REQUIREMENT: Your job is to retype all of the data word for word, leaving every image out.

SUPPLIED MATERIAL:
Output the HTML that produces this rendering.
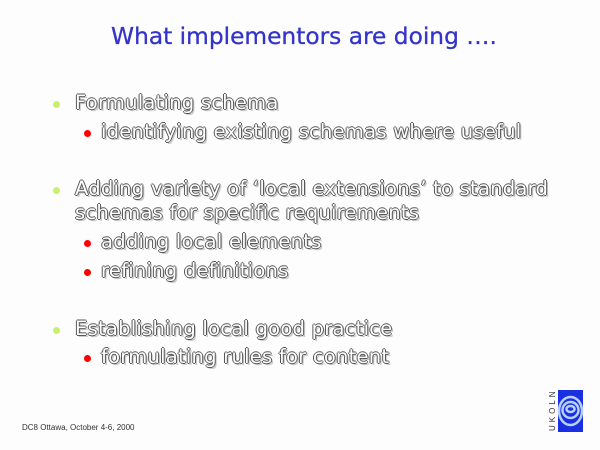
<!DOCTYPE html>
<html><head><style>
body{margin:0;width:600px;height:450px;background:#fdfdfd;position:relative;overflow:hidden;font-family:"DejaVu Sans","Liberation Sans",sans-serif}
.t{position:absolute;left:0;width:608px;text-align:center;top:23px;font-size:23.3px;color:#3434c8;white-space:nowrap;-webkit-text-stroke:0.3px #3434c8}
.l{position:absolute;font-size:19.5px;color:#fff;white-space:nowrap;letter-spacing:0.25px;text-shadow:-1px 0 #555,1px 0 #555,0 -1px #555,0 1px #555,2px 2px #ccc}
.d{position:absolute;width:7px;height:7px;border-radius:50%}
.g{background:#c8f070}.r{background:#f00}
.f{position:absolute;left:22px;top:423px;font-size:8px;color:#333;font-family:"Liberation Sans",sans-serif}
</style></head><body>
<div class="t">What implementors are doing ….</div>
<div class="d g" style="left:53px;top:101px"></div><div class="l" style="left:75px;top:91px">Formulating schema</div>
<div class="d r" style="left:84px;top:130px"></div><div class="l" style="left:101px;top:120px">identifying existing schemas where useful</div>
<div class="d g" style="left:53px;top:187px"></div><div class="l" style="left:75px;top:177px">Adding variety of ‘local extensions’ to standard</div>
<div class="l" style="left:75px;top:201px">schemas for specific requirements</div>
<div class="d r" style="left:84px;top:240px"></div><div class="l" style="left:101px;top:230px">adding local elements</div>
<div class="d r" style="left:84px;top:269px"></div><div class="l" style="left:101px;top:259px">refining definitions</div>
<div class="d g" style="left:53px;top:327px"></div><div class="l" style="left:75px;top:317px">Establishing local good practice</div>
<div class="d r" style="left:84px;top:355px"></div><div class="l" style="left:101px;top:345px">formulating rules for content</div>
<div class="f">DC8 Ottawa, October 4-6, 2000</div>
<svg style="position:absolute;left:545px;top:388px" width="40" height="46">
<text x="0" y="0" transform="translate(10,43) rotate(-90)" font-size="8" fill="#333" letter-spacing="3" font-family="Liberation Sans">UKOLN</text>
<rect x="13" y="2" width="25" height="42" fill="#1a2fe0"/>
<g fill="none" stroke="#b8d0ff" stroke-width="2.5">
<ellipse cx="25.5" cy="23" rx="11.5" ry="14"/>
<ellipse cx="25.5" cy="22" rx="8" ry="8"/>
<ellipse cx="25.5" cy="21" rx="4" ry="3"/>
</g>
</svg>
</body></html>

FULL SOLUTION:
Output the HTML that produces this rendering.
<!DOCTYPE html>
<html><head><style>
body{margin:0;width:600px;height:450px;background:#fdfdfd;position:relative;overflow:hidden;font-family:"DejaVu Sans","Liberation Sans",sans-serif}
.t{position:absolute;left:0;width:608px;text-align:center;top:23px;font-size:23.3px;color:#3434c8;white-space:nowrap;-webkit-text-stroke:0.3px #3434c8}
.l{position:absolute;font-size:19.5px;color:#fff;white-space:nowrap;letter-spacing:0.25px;text-shadow:-1px 0 #555,1px 0 #555,0 -1px #555,0 1px #555,2px 2px #ccc}
.d{position:absolute;width:7px;height:7px;border-radius:50%}
.g{background:#c8f070}.r{background:#f00}
.f{position:absolute;left:22px;top:423px;font-size:8px;color:#333;font-family:"Liberation Sans",sans-serif}
</style></head><body>
<div class="t">What implementors are doing ….</div>
<div class="d g" style="left:53px;top:101px"></div><div class="l" style="left:75px;top:91px">Formulating schema</div>
<div class="d r" style="left:84px;top:130px"></div><div class="l" style="left:101px;top:120px">identifying existing schemas where useful</div>
<div class="d g" style="left:53px;top:187px"></div><div class="l" style="left:75px;top:177px">Adding variety of ‘local extensions’ to standard</div>
<div class="l" style="left:75px;top:201px">schemas for specific requirements</div>
<div class="d r" style="left:84px;top:240px"></div><div class="l" style="left:101px;top:230px">adding local elements</div>
<div class="d r" style="left:84px;top:269px"></div><div class="l" style="left:101px;top:259px">refining definitions</div>
<div class="d g" style="left:53px;top:327px"></div><div class="l" style="left:75px;top:317px">Establishing local good practice</div>
<div class="d r" style="left:84px;top:355px"></div><div class="l" style="left:101px;top:345px">formulating rules for content</div>
<div class="f">DC8 Ottawa, October 4-6, 2000</div>
<svg style="position:absolute;left:545px;top:388px" width="40" height="46">
<text x="0" y="0" transform="translate(10,43) rotate(-90)" font-size="8" fill="#333" letter-spacing="3" font-family="Liberation Sans">UKOLN</text>
<rect x="13" y="2" width="25" height="42" fill="#1a2fe0"/>
<g fill="none" stroke="#b8d0ff" stroke-width="2.5">
<ellipse cx="25.5" cy="23" rx="11.5" ry="14"/>
<ellipse cx="25.5" cy="22" rx="8" ry="8"/>
<ellipse cx="25.5" cy="21" rx="4" ry="3"/>
</g>
</svg>
</body></html>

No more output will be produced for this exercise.